Available data:
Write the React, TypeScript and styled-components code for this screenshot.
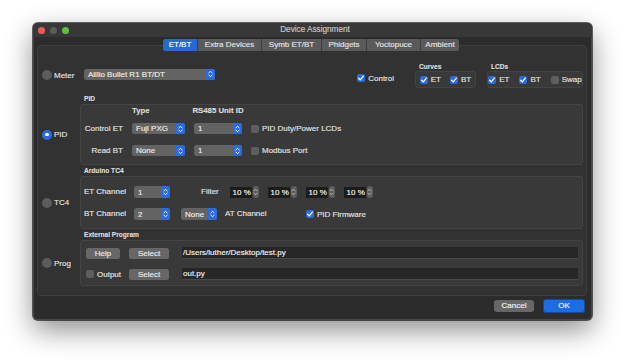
import React from 'react';
import styled, { createGlobalStyle } from 'styled-components';

const Global = createGlobalStyle`
  html, body { margin: 0; padding: 0; background: #ffffff; }
  body {
    font-family: "Liberation Sans", Arial, sans-serif;
    font-size: 8px;
    color: #e2e2e2;
    -webkit-text-stroke: 0.15px currentColor;
  }
  * { box-sizing: border-box; }
`;

const Page = styled.div`
  width: 625px;
  height: 364px;
  padding: 23px 0 0 33px;
  background: #ffffff;
`;

const Window = styled.div`
  width: 559px;
  height: 297px;
  background: #2c2c2c;
  border-radius: 5px;
  box-shadow: 0 0 0 1px rgba(0, 0, 0, 0.6), 0 10px 28px rgba(0, 0, 0, 0.45),
    inset 0 1px 0 #5a5a5a, inset 1px 0 0 #474747, inset -1px 0 0 #474747, inset 0 -1px 0 #474747;
  display: flex;
  flex-direction: column;
  overflow: hidden;
`;

const TitleBar = styled.div`
  height: 14px;
  flex: none;
  background: #383838;
  display: grid;
  grid-template-columns: 1fr auto 1fr;
  align-items: center;
  padding-left: 5px;
`;

const Lights = styled.div`
  display: flex;
  gap: 5px;
  align-items: center;
`;

const Light = styled.span<{ $c: string }>`
  width: 7px;
  height: 7px;
  border-radius: 50%;
  background: ${(p) => p.$c};
`;

const Title = styled.div`
  font-size: 8.2px;
  color: #c9c9c9;
  line-height: 14px;
`;

const Body = styled.div`
  flex: 1;
  display: flex;
  flex-direction: column;
  padding: 0 5px 0 4px;
`;

const TabBar = styled.div`
  margin-top: 2px;
  height: 12px;
  display: flex;
  justify-content: center;
  position: relative;
  z-index: 1;
  padding-right: 2px;
`;

const Tab = styled.div<{ $w: number; $active?: boolean }>`
  width: ${(p) => p.$w}px;
  height: 12px;
  line-height: 12px;
  text-align: center;
  font-size: 8px;
  white-space: nowrap;
  color: ${(p) => (p.$active ? '#ffffff' : '#e4e4e4')};
  background: ${(p) => (p.$active ? '#2867d6' : '#5a5a5a')};
  border-left: 1px solid ${(p) => (p.$active ? '#2867d6' : '#3e3e3e')};
  &:first-child { border-radius: 2.5px 0 0 2.5px; border-left: none; }
  &:last-child { border-radius: 0 2.5px 2.5px 0; }
`;

const Pane = styled.div`
  margin-top: -6px;
  height: 251px;
  background: #323232;
  border: 1px solid #3e3e3e;
  border-radius: 4px;
  padding: 16px 3px 7px 4px;
  display: flex;
  flex-direction: column;
`;

const Section = styled.div<{ $gap: number }>`
  display: grid;
  grid-template-columns: 38px 1fr;
  margin-top: ${(p) => p.$gap}px;
`;

const GroupTitle = styled.div`
  grid-column: 2;
  height: 10px;
  line-height: 10px;
  font-size: 6.6px;
  font-weight: 700;
  color: #dcdcdc;
  padding-left: 4px;
  white-space: nowrap;
`;

const GroupBox = styled.div`
  background: #393939;
  border: 1px solid #444444;
  border-radius: 3px;
`;

const RadioOpt = styled.label`
  grid-column: 1;
  align-self: center;
  display: flex;
  align-items: center;
  gap: 2px;
  font-size: 8px;
  color: #e2e2e2;
`;

const RadioDot = styled.span<{ $on?: boolean }>`
  width: 10px;
  height: 10px;
  border-radius: 50%;
  background: ${(p) => (p.$on ? '#2a6ce0' : '#5c5c5c')};
  display: flex;
  align-items: center;
  justify-content: center;
  &::after {
    content: '';
    width: 3.5px;
    height: 3.5px;
    border-radius: 50%;
    background: ${(p) => (p.$on ? '#ffffff' : 'transparent')};
  }
`;

const MeterRow = styled.div`
  grid-column: 2;
  height: 26px;
  display: flex;
  align-items: center;
`;

const MeterCombo = styled.div`
  margin-left: 4px;
  margin-top: -2px;
  flex: 1;
`;

const ControlSlot = styled.div`
  margin-top: 6px;
  margin-right: 21px;
`;

const MiniGroup = styled.div<{ $w: number; $mr?: number }>`
  width: ${(p) => p.$w}px;
  margin-right: ${(p) => p.$mr ?? 0}px;
  display: flex;
  flex-direction: column;
`;

const MiniTitle = styled.div`
  height: 9px;
  line-height: 9px;
  font-size: 6.6px;
  font-weight: 700;
  color: #dcdcdc;
  padding-left: 4px;
`;

const MiniBox = styled(GroupBox)<{ $gap: number }>`
  height: 17px;
  display: flex;
  align-items: center;
  justify-content: center;
  gap: ${(p) => p.$gap}px;
`;

const Check = styled.label`
  display: flex;
  align-items: center;
  gap: 3px;
  font-size: 8px;
  line-height: 11px;
  color: #e2e2e2;
  white-space: nowrap;
`;

const CheckBox = styled.span<{ $on?: boolean }>`
  width: 8px;
  height: 8px;
  border-radius: 2px;
  background: ${(p) => (p.$on ? '#2a6ce0' : '#5e5e5e')};
  display: flex;
  align-items: center;
  justify-content: center;
  flex: none;
`;

const ComboBox = styled.div<{ $w?: number; $h: number }>`
  width: ${(p) => (p.$w ? `${p.$w}px` : '100%')};
  height: ${(p) => p.$h}px;
  border-radius: 2.5px;
  background: #636363;
  display: flex;
  align-items: stretch;
  overflow: hidden;
  flex: none;
`;

const ComboText = styled.span`
  flex: 1;
  padding-left: 4px;
  font-size: 8px;
  color: #ededed;
  display: flex;
  align-items: center;
  white-space: nowrap;
`;

const ComboArrows = styled.span`
  width: 9px;
  background: #2a6ce0;
  display: flex;
  align-items: center;
  justify-content: center;
`;

const PidGrid = styled.div`
  display: grid;
  grid-template-columns: 39px 53px 48px auto;
  grid-template-rows: 17px 22px 11px;
  column-gap: 9px;
  align-items: start;
  padding: 1px 0 8px 3px;
`;

const ColHead = styled.div<{ $center?: boolean }>`
  justify-self: ${(p) => (p.$center ? 'center' : 'start')};
  font-size: 7.8px;
  font-weight: 700;
  line-height: 9px;
  color: #dcdcdc;
  white-space: nowrap;
`;

const RowLabel = styled.div`
  justify-self: end;
  font-size: 8px;
  line-height: 11px;
  color: #e2e2e2;
  white-space: nowrap;
`;

const TcBody = styled.div`
  display: flex;
  flex-direction: column;
  gap: 10px;
  padding: 9px 0 8px 3px;
`;

const TcRow = styled.div`
  height: 12px;
  display: flex;
  align-items: center;
`;

const Label = styled.span<{ $w?: number; $ml?: number; $mr?: number }>`
  width: ${(p) => (p.$w ? `${p.$w}px` : 'auto')};
  margin-left: ${(p) => p.$ml ?? 0}px;
  margin-right: ${(p) => p.$mr ?? 0}px;
  font-size: 8px;
  line-height: 12px;
  color: #e2e2e2;
  white-space: nowrap;
  flex: none;
`;

const Gap = styled.span<{ $w: number }>`
  width: ${(p) => p.$w}px;
  flex: none;
`;

const Spins = styled.div`
  display: flex;
  gap: 9px;
  margin-left: 11px;
`;

const Spin = styled.div`
  display: flex;
  align-items: center;
  gap: 1px;
`;

const SpinField = styled.span`
  width: 22px;
  height: 11px;
  background: #1c1c1c;
  color: #f4f4f4;
  font-size: 8px;
  line-height: 11px;
  text-align: right;
  padding-right: 1px;
  white-space: nowrap;
`;

const SpinStep = styled.span`
  width: 6px;
  height: 12px;
  border-radius: 3px;
  background: #5d5d5d;
  display: flex;
  align-items: center;
  justify-content: center;
`;

const ExtBody = styled.div`
  display: flex;
  flex-direction: column;
  gap: 9px;
  padding: 6px 4px 5px 5px;
`;

const ExtRow = styled.div`
  height: 12px;
  display: flex;
  align-items: center;
`;

const Slot = styled.div`
  width: 43px;
  flex: none;
  display: flex;
  align-items: center;
`;

const Button = styled.div<{ $w: number }>`
  width: ${(p) => p.$w}px;
  height: 11px;
  border-radius: 2.5px;
  background: #676767;
  color: #ebebeb;
  font-size: 8px;
  line-height: 11px;
  text-align: center;
  flex: none;
`;

const Field = styled.div`
  flex: 1;
  height: 12px;
  margin-left: 13px;
  background: #272727;
  border-bottom: 1px solid #474747;
  color: #f2f2f2;
  font-size: 8px;
  line-height: 12px;
  padding-left: 1px;
  white-space: nowrap;
`;

const Footer = styled.div`
  flex: 1;
  display: flex;
  justify-content: flex-end;
  align-items: flex-start;
  gap: 9px;
  padding: 3px 2px 0 0;
`;

const DlgButton = styled.div<{ $w: number; $primary?: boolean }>`
  width: ${(p) => p.$w}px;
  height: ${(p) => (p.$primary ? 14 : 12)}px;
  margin-top: ${(p) => (p.$primary ? 0 : 1)}px;
  border-radius: 3px;
  background: ${(p) => (p.$primary ? '#1c6de4' : '#676767')};
  border: ${(p) => (p.$primary ? '1px solid #134c9e' : 'none')};
  color: #f4f4f4;
  font-size: 8px;
  line-height: 12px;
  text-align: center;
`;

const Tick = () => (
  <svg width="8" height="8" viewBox="0 0 8 8">
    <path d="M1.7 4.2 L3.3 5.9 L6.3 2.1" fill="none" stroke="#ffffff" strokeWidth="1.3" strokeLinecap="round" strokeLinejoin="round" />
  </svg>
);

const UpDown = ({ color = '#ffffff' }: { color?: string }) => (
  <svg width="5" height="8" viewBox="0 0 5 8">
    <path d="M0.8 3 L2.5 1.2 L4.2 3 M0.8 5 L2.5 6.8 L4.2 5" fill="none" stroke={color} strokeWidth="0.9" strokeLinecap="round" strokeLinejoin="round" />
  </svg>
);

const Combo = ({ value, w, h = 11 }: { value: string; w?: number; h?: number }) => (
  <ComboBox $w={w} $h={h}>
    <ComboText>{value}</ComboText>
    <ComboArrows>
      <UpDown />
    </ComboArrows>
  </ComboBox>
);

const CheckItem = ({ label, on }: { label: string; on?: boolean }) => (
  <Check>
    <CheckBox $on={on}>{on && <Tick />}</CheckBox>
    {label}
  </Check>
);

const Radio = ({ label, on }: { label: string; on?: boolean }) => (
  <RadioOpt>
    <RadioDot $on={on} />
    {label}
  </RadioOpt>
);

const SpinBox = ({ value }: { value: string }) => (
  <Spin>
    <SpinField>{value}</SpinField>
    <SpinStep>
      <UpDown color="#bdbdbd" />
    </SpinStep>
  </Spin>
);

const tabs = [
  { label: 'ET/BT', w: 34, active: true },
  { label: 'Extra Devices', w: 64 },
  { label: 'Symb ET/BT', w: 60 },
  { label: 'Phidgets', w: 45 },
  { label: 'Yoctopuce', w: 54 },
  { label: 'Ambient', w: 39 },
];

export default function App() {
  return (
    <Page>
      <Global />
      <Window>
        <TitleBar>
          <Lights>
            <Light $c="#ec5b55" />
            <Light $c="#5b5b5b" />
            <Light $c="#5ec13f" />
          </Lights>
          <Title>Device Assignment</Title>
          <span />
        </TitleBar>
        <Body>
          <TabBar>
            {tabs.map((t) => (
              <Tab key={t.label} $w={t.w} $active={t.active}>
                {t.label}
              </Tab>
            ))}
          </TabBar>
          <Pane>
            <Section $gap={0}>
              <Radio label="Meter" />
              <MeterRow>
                <MeterCombo>
                  <Combo value="Aillio Bullet R1 BT/DT" w={131} />
                </MeterCombo>
                <ControlSlot>
                  <CheckItem label="Control" on />
                </ControlSlot>
                <MiniGroup $w={61} $mr={11}>
                  <MiniTitle>Curves</MiniTitle>
                  <MiniBox $gap={9}>
                    <CheckItem label="ET" on />
                    <CheckItem label="BT" on />
                  </MiniBox>
                </MiniGroup>
                <MiniGroup $w={96}>
                  <MiniTitle>LCDs</MiniTitle>
                  <MiniBox $gap={10}>
                    <CheckItem label="ET" on />
                    <CheckItem label="BT" on />
                    <CheckItem label="Swap" />
                  </MiniBox>
                </MiniGroup>
              </MeterRow>
            </Section>

            <Section $gap={6}>
              <GroupTitle>PID</GroupTitle>
              <Radio label="PID" on />
              <GroupBox>
                <PidGrid>
                  <span />
                  <ColHead>Type</ColHead>
                  <ColHead $center>RS485 Unit ID</ColHead>
                  <span />
                  <RowLabel>Control ET</RowLabel>
                  <Combo value="Fuji PXG" w={53} />
                  <Combo value="1" w={48} />
                  <CheckItem label="PID Duty/Power LCDs" />
                  <RowLabel>Read BT</RowLabel>
                  <Combo value="None" w={53} />
                  <Combo value="1" w={48} />
                  <CheckItem label="Modbus Port" />
                </PidGrid>
              </GroupBox>
            </Section>

            <Section $gap={1}>
              <GroupTitle>Arduino TC4</GroupTitle>
              <Radio label="TC4" />
              <GroupBox>
                <TcBody>
                  <TcRow>
                    <Label $w={42} $mr={8}>ET Channel</Label>
                    <Combo value="1" w={36} h={12} />
                    <Label $ml={31}>Filter</Label>
                    <Spins>
                      <SpinBox value="10 %" />
                      <SpinBox value="10 %" />
                      <SpinBox value="10 %" />
                      <SpinBox value="10 %" />
                    </Spins>
                  </TcRow>
                  <TcRow>
                    <Label $w={42} $mr={8}>BT Channel</Label>
                    <Combo value="2" w={36} h={12} />
                    <Gap $w={11} />
                    <Combo value="None" w={36} h={12} />
                    <Label $w={41} $ml={8} $mr={40}>AT Channel</Label>
                    <CheckItem label="PID Firmware" on />
                  </TcRow>
                </TcBody>
              </GroupBox>
            </Section>

            <Section $gap={1}>
              <GroupTitle>External Program</GroupTitle>
              <Radio label="Prog" />
              <GroupBox>
                <ExtBody>
                  <ExtRow>
                    <Slot>
                      <Button $w={34}>Help</Button>
                    </Slot>
                    <Button $w={40}>Select</Button>
                    <Field>/Users/luther/Desktop/test.py</Field>
                  </ExtRow>
                  <ExtRow>
                    <Slot>
                      <CheckItem label="Output" />
                    </Slot>
                    <Button $w={40}>Select</Button>
                    <Field>out.py</Field>
                  </ExtRow>
                </ExtBody>
              </GroupBox>
            </Section>
          </Pane>
          <Footer>
            <DlgButton $w={40}>Cancel</DlgButton>
            <DlgButton $w={42} $primary>
              OK
            </DlgButton>
          </Footer>
        </Body>
      </Window>
    </Page>
  );
}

Task to complete:
Look through the listing above. Pick out each line with "React" and copy it.

Task result:
Write the React, TypeScript and styled-components code for this screenshot.
import React from 'react';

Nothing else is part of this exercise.